## EXERCISE OBJECTIVE
Your output must consist solely of the lines from the "Write the React, TypeScript" line through the "FaPencilAlt, FaPlus, FaTrash" line, exactly as written, without images.
* Start *
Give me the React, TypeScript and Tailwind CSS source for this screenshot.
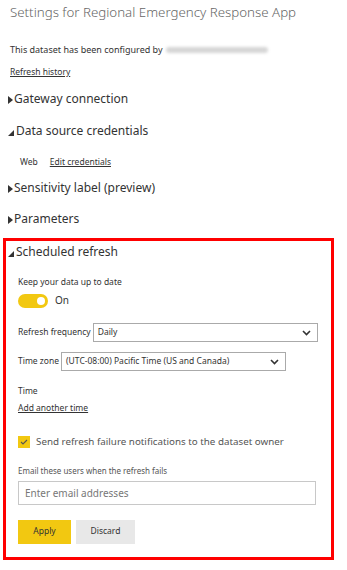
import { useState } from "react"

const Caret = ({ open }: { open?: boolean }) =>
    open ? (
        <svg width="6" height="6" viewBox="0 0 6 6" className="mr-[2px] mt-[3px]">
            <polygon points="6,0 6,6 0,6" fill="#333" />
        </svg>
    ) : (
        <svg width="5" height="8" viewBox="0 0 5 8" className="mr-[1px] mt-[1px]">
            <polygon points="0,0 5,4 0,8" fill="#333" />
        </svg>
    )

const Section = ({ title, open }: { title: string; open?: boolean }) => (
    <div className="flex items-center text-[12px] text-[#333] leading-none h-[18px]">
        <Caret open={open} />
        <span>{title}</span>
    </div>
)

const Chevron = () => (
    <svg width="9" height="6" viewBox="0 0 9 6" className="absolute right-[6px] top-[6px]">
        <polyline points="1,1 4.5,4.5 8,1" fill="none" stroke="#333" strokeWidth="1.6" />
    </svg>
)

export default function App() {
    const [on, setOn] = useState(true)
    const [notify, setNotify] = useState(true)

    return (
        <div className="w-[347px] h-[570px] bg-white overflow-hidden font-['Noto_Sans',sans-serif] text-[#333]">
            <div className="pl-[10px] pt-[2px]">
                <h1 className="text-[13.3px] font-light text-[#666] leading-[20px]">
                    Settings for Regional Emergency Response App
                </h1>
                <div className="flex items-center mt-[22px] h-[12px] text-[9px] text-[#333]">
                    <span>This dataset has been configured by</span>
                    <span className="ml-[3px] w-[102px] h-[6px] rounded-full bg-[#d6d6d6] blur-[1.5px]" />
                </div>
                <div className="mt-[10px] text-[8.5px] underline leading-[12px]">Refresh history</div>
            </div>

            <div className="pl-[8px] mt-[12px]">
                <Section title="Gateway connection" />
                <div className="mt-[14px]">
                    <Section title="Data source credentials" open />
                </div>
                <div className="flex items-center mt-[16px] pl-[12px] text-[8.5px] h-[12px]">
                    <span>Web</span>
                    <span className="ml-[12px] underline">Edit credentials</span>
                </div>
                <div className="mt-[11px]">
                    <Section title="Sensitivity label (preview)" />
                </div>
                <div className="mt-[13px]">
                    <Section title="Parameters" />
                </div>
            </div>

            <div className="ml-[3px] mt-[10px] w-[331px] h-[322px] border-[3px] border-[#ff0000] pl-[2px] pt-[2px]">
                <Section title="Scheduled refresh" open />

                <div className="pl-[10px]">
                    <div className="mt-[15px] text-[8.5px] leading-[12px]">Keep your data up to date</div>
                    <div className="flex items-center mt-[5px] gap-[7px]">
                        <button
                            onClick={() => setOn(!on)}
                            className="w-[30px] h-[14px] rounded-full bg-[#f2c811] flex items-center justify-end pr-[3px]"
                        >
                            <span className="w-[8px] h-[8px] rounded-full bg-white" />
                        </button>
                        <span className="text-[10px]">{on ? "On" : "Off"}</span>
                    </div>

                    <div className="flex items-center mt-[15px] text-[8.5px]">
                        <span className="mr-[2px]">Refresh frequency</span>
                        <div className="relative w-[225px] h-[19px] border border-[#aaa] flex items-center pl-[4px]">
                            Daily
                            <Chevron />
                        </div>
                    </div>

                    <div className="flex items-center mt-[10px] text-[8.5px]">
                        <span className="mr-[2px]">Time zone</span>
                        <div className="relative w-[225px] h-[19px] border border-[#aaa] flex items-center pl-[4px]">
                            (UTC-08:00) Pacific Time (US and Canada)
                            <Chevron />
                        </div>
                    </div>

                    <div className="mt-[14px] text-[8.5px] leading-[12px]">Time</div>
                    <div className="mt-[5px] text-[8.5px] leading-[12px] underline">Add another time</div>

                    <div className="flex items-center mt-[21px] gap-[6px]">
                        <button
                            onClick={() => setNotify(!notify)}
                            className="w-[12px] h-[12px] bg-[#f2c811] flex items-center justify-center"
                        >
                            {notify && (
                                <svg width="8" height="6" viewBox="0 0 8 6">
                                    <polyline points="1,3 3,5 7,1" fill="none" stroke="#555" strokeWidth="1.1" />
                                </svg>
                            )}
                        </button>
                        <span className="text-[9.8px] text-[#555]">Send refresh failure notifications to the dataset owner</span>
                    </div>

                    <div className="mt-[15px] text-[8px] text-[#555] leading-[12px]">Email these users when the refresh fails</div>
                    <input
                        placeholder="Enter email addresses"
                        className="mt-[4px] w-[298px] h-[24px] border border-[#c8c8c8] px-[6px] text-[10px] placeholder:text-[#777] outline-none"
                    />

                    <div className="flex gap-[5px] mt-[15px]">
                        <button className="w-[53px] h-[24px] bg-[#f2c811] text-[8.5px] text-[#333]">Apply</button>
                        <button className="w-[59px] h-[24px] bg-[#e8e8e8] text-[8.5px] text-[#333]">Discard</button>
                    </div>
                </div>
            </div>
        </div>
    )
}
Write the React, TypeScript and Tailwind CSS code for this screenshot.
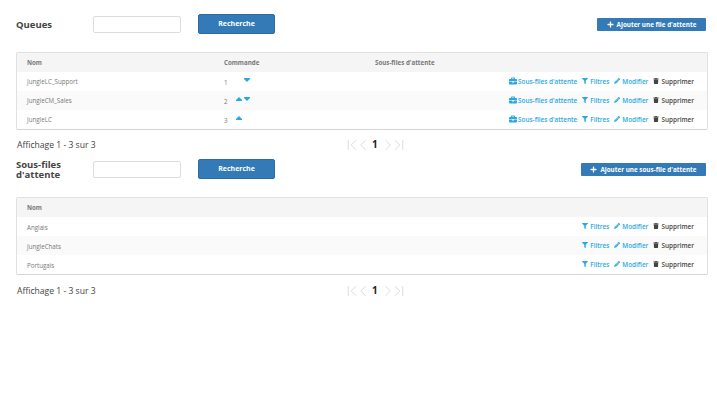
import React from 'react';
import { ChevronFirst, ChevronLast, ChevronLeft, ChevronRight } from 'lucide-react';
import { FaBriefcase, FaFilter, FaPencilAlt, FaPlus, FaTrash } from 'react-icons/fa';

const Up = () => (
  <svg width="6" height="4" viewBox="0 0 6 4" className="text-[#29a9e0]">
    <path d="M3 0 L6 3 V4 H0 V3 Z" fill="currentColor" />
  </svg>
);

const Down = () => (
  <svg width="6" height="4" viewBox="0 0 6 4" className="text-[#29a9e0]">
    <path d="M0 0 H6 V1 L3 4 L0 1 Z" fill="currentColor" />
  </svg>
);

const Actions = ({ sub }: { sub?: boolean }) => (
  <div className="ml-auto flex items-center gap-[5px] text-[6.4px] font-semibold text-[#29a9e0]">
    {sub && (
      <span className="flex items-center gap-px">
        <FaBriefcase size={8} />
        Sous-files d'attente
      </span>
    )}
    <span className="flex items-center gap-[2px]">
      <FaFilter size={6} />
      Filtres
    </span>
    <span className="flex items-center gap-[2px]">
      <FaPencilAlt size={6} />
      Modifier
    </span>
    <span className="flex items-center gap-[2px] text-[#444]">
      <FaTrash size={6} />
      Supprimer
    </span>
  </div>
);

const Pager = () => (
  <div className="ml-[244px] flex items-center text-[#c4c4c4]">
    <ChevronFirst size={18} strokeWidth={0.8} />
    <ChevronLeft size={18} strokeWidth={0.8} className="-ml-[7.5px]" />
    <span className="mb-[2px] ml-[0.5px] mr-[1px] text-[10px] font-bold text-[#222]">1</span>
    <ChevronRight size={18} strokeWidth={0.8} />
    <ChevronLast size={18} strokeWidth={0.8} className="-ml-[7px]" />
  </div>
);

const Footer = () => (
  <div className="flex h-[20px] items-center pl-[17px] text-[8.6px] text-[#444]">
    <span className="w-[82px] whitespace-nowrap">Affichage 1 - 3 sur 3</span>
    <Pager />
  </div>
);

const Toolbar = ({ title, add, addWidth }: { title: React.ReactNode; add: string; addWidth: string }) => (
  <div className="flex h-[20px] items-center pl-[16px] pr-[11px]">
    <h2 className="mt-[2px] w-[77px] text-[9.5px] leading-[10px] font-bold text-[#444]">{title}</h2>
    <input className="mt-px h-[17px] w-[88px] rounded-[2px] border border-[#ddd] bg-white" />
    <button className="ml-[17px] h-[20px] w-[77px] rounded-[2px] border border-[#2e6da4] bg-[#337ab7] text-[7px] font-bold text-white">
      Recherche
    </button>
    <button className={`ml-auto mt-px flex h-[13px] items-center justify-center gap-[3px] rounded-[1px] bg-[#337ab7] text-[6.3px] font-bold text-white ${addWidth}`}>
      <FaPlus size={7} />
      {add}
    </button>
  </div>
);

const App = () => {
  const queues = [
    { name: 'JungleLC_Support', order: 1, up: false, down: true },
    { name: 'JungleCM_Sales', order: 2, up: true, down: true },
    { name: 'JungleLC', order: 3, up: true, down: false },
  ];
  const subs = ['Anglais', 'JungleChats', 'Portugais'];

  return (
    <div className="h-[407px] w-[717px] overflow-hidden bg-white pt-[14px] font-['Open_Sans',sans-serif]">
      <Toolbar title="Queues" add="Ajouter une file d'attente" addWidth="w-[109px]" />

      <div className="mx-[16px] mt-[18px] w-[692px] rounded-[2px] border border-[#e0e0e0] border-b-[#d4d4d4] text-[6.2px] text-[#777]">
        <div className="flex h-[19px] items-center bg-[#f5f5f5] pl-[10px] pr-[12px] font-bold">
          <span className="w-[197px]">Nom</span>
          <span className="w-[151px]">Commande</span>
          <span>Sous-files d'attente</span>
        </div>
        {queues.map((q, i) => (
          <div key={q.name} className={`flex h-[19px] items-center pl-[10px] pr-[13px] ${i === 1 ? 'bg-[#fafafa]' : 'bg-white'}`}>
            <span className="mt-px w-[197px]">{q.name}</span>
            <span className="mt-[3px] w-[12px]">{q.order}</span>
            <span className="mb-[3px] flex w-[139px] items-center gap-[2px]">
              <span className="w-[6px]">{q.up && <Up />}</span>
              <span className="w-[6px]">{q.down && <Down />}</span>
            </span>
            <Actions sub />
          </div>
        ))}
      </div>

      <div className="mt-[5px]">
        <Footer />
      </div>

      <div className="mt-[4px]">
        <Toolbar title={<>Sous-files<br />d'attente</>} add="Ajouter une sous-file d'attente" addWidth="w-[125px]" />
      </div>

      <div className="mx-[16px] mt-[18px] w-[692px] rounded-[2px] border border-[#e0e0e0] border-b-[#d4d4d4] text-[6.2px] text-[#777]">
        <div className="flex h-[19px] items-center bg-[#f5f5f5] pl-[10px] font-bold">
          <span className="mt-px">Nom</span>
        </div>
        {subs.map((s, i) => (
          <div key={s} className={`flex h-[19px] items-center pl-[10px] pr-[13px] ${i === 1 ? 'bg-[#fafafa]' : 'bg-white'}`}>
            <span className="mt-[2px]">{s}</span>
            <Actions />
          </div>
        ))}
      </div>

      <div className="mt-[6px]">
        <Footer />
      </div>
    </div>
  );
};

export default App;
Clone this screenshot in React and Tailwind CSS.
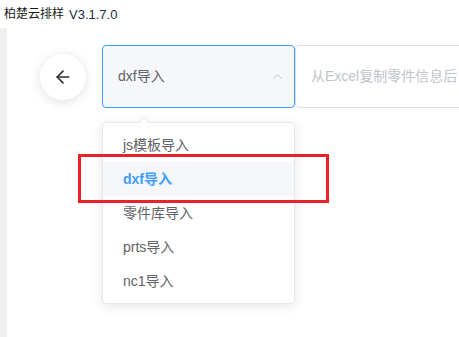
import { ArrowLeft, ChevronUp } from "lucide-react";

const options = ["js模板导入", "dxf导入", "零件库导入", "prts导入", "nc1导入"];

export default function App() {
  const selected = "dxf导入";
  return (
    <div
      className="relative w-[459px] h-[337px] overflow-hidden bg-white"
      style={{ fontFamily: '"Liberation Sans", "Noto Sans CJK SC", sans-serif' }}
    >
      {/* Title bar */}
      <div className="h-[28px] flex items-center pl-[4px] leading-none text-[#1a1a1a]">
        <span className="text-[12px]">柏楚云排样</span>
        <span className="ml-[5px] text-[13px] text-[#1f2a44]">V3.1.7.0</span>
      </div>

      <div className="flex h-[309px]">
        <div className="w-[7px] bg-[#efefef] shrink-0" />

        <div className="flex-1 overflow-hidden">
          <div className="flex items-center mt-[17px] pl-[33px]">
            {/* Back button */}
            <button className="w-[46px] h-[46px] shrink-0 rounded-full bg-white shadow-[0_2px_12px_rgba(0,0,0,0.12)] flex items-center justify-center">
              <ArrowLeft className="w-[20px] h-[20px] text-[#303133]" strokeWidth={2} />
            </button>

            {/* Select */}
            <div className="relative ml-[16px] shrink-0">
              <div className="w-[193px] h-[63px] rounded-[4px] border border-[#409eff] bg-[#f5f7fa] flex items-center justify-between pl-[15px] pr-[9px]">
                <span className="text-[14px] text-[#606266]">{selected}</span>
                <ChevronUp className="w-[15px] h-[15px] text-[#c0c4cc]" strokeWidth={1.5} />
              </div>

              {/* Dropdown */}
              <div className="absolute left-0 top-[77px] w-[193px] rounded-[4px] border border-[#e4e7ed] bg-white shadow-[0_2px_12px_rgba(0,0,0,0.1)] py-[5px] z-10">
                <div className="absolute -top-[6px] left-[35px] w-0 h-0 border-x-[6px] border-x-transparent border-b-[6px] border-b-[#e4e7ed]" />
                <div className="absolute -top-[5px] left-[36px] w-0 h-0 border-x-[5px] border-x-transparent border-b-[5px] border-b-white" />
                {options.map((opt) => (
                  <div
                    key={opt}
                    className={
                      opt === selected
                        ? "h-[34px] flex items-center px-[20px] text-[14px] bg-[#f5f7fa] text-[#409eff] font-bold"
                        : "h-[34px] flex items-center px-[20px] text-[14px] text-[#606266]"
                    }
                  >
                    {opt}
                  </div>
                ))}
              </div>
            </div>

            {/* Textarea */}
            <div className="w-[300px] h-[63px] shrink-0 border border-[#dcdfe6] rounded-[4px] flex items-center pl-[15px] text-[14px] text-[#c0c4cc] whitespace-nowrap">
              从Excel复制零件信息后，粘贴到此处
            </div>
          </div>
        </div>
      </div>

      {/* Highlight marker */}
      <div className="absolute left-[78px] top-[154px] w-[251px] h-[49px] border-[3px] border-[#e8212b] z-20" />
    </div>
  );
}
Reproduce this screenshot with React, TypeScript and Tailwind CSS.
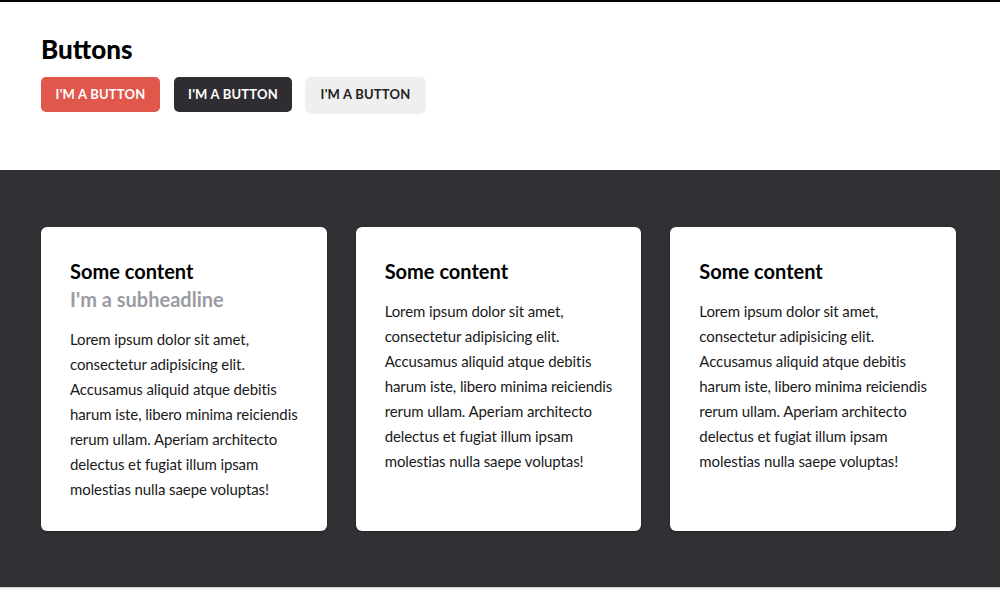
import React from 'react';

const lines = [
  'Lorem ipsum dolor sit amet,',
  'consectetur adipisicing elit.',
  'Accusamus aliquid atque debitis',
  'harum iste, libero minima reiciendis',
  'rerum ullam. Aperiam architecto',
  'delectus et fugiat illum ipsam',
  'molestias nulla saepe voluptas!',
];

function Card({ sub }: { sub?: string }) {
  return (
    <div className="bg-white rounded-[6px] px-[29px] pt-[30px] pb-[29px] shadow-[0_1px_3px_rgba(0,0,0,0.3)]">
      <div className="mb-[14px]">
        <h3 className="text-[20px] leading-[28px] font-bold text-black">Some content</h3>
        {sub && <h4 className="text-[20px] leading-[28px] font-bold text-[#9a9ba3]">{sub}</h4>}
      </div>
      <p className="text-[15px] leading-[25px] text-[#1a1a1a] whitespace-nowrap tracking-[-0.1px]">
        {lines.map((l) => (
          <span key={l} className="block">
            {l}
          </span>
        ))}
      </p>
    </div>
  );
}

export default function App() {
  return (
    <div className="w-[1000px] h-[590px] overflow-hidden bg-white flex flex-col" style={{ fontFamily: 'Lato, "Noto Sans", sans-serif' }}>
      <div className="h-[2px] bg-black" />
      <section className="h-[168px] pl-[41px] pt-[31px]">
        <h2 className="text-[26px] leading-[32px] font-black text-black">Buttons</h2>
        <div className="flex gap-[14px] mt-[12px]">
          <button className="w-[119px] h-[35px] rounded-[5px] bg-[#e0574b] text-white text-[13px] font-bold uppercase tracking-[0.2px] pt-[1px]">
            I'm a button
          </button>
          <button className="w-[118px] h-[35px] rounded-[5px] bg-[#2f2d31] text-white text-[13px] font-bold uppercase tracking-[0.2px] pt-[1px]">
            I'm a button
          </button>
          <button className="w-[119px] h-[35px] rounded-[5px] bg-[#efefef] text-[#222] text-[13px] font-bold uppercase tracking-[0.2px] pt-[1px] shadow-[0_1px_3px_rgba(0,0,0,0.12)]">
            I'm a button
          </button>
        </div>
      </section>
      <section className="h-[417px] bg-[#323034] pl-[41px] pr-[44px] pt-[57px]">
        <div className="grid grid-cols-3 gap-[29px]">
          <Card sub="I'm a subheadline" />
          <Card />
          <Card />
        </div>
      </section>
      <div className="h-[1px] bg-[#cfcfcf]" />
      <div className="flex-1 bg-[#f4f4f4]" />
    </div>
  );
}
* End *
## EXERCISE RESULT
Write the React, TypeScript and Tailwind CSS code for this screenshot.
import React from 'react';
import { ChevronFirst, ChevronLast, ChevronLeft, ChevronRight } from 'lucide-react';
import { FaBriefcase, FaFilter, FaPencilAlt, FaPlus, FaTrash } from 'react-icons/fa';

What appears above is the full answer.